5. Prior to my arrest on in (sic) the early hours of the morning of July

2009, I was bailed to 37 Oxford Street, Meryvale, (sic) Tauranga. I had a curfew requiring me to be at home by 7 pm each night. I told my lawyer this but details of that did not go into the evidence. My alibi witnesses were not called. I accept that my witnesses had been tardy and not responded to my lawyer’s request for a meeting. They actually only showed up at Court on the last day – during the closing addresses. My lawyer was aware that they had arrived but he did not bring their presence to the notice of the Court. The case concluded and without any evidence from the defence, there was no challenge to the faulty identification other than by way of cross- examination. The jury never got to hear from my alibi witnesses or from me.

[16] The appellant’s principal alibi witness, who was not called at his trial, is Shane Donald Sanders. Mr Sanders has sworn an affidavit. He deposes that on the evening in question he and his then girlfriend had driven to the appellant’s home to visit him. The appellant had cooked them dinner. At around 9 pm Mr Sanders and his friend left to go and noticed that there was a police officer outside annoying the appellant. That observation coincides with the initial visit by the police to the appellant’s house. Mr Sanders evidence is that prior to that police visit the appellant was in his home and observed to be there by Mr Sanders.

[17] Though Mr Sanders has a list of convictions he has no convictions for perjury or perverting the course of justice.

Discussion


[18] The instructions which the appellant gave to Mr Balme before his trial were the major cause of his counsel’s failure to call alibi evidence. Section 367A(1) of the Crimes Act provided:

367A Notice of alibi

(1) On the trial of any accused person who has been committed for trial, he shall not without the leave of the Court adduce evidence in support of an alibi unless, before the expiry of 14 days after the date on which he is so committed, he has given notice of particulars of the alibi.

...

[20] It is apparent from Mr Balme’s affidavit that the appellant had failed to keep two appointments with him. This would undoubtedly have prejudiced trial preparation.

[21] Nor did the appellant give Mr Balme the names of his two proposed alibi witnesses so no steps could be taken to issue subpoenas to compel their attendance. Despite the appellant assuring his counsel that the witnesses would be present they did not appear in time for them to be called. Mr Balme’s only recourse, so he deposed, would have been to invoke s 354 at a point when all that remained in the trial was the Judge’s summing up. Section 354 provides:

Every person accused of any crime may make his full defence thereto by himself or by counsel.
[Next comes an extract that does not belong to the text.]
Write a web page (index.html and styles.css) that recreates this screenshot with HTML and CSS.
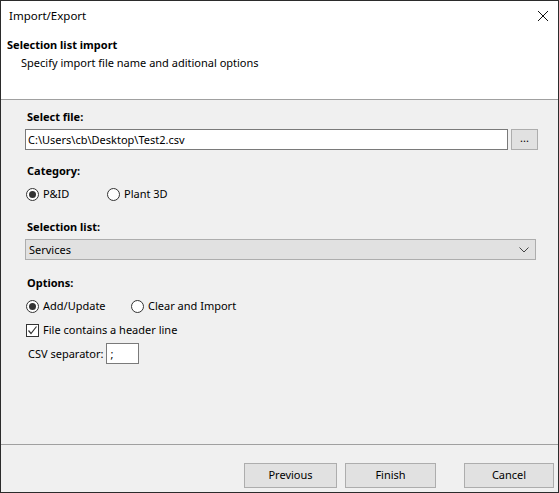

[22] More relevant would have been s 98 of the Evidence Act 2006 which provides:

98 Further evidence after closure of case

(1) In any proceeding, a party may not offer further evidence after closing that party's case, except with the permission of the Judge.

...



(4) In a criminal proceeding, the Judge may grant permission to a defendant under subsection (1) if the interests of justice require the further evidence to be admitted.

(5) The Judge may grant permission under subsection (1),—

(a) if there is a jury, at any time until the jury retires to consider its verdict:

(b) in any other proceeding, at any time until judgment is delivered.

Section 98(4) could have assisted Mr Balme, in combination with s 354 of the

Crimes Act.

[23] These provisions, along with the high s 367A threshold for seeking leave to call alibi evidence despite not having given an alibi notice, would have presented formidable difficulties to calling the witnesses at this point in the trial.

[24] The Court’s focus, however, must not be limited to procedural issues but must examine the more troubling issue of whether the appellant’s convictions are safe.

[25] The inquiry must be whether, despite the various unsatisfactory reasons for the alibi witnesses not being called, the appellant’s trial has resulted in a miscarriage of justice. In Sungsuwan v The Queen [2005] NZSC 57; [2006] 1 NZLR 730 the Supreme Court observed at [70]:

In summary, while the ultimate question is whether justice has miscarried, consideration of whether there was in fact an error or irregularity on the part of counsel, and whether there is a real risk it affected the outcome, generally will be an appropriate approach. If the matter could not have affected the outcome any further scrutiny of counsel’s conduct will be unnecessary. But whatever approach is taken, it must remain open for an appellate court to ensure justice where there is real concern for the safety of a verdict as a result of the conduct of counsel even though, in the circumstances at the time, that conduct may have met the objectively reasonable standard of competence.

[26] The sole issue at the appellant’s trial was identification. Although essentially a jury issue, the identification evidence relating to the appellant was not strong. One witness was prepared to conclude subjectively that the intruder was the appellant, solely on the basis of a silent head movement in response to the witness calling out the appellant’s name and the shoes the assailant wore. The other witness, in respect of whom there could be legitimate criticisms about her overall reliability, identified the appellant largely on the basis of the appearance of his eyes and his build. The appellant did not have curly hair. Nor, as we have stated, was there any forensic evidence linking the appellant to the crime scene.

[27] In that situation we are uneasy about the absence of available alibi evidence. We decline to speculate on what the effect of Mr Sanders’ evidence might have been on the jury. Nor has the Crown had the benefit of investigating the alibi evidence.

[28] As Mr Chisnall properly conceded, Mr Sanders’ evidence strikes at the heart of the Crown’s case at trial.

[29] By a small margin, we have reached the conclusion that the failure to place the uncalled alibi evidence into the scales might well have tipped the balance away from the jury being left with a reasonable doubt on the central identification issue. We thus have a real concern for the safety of the jury’s verdicts.

[30] For these reasons therefore we conclude that there has been a miscarriage of justice. The appeal must be allowed and a retrial ordered.

Appeal against sentence


[31] Mr Heaslip did not pursue the appeal against sentence with any vigour. Since the appeal against conviction succeeds the sentence appeal becomes moot.

Result


[32] The appeal is allowed.

[33] The two convictions entered against the appellant in the Tauranga District

Court on 21 October 2008 are quashed. [34] A retrial is ordered.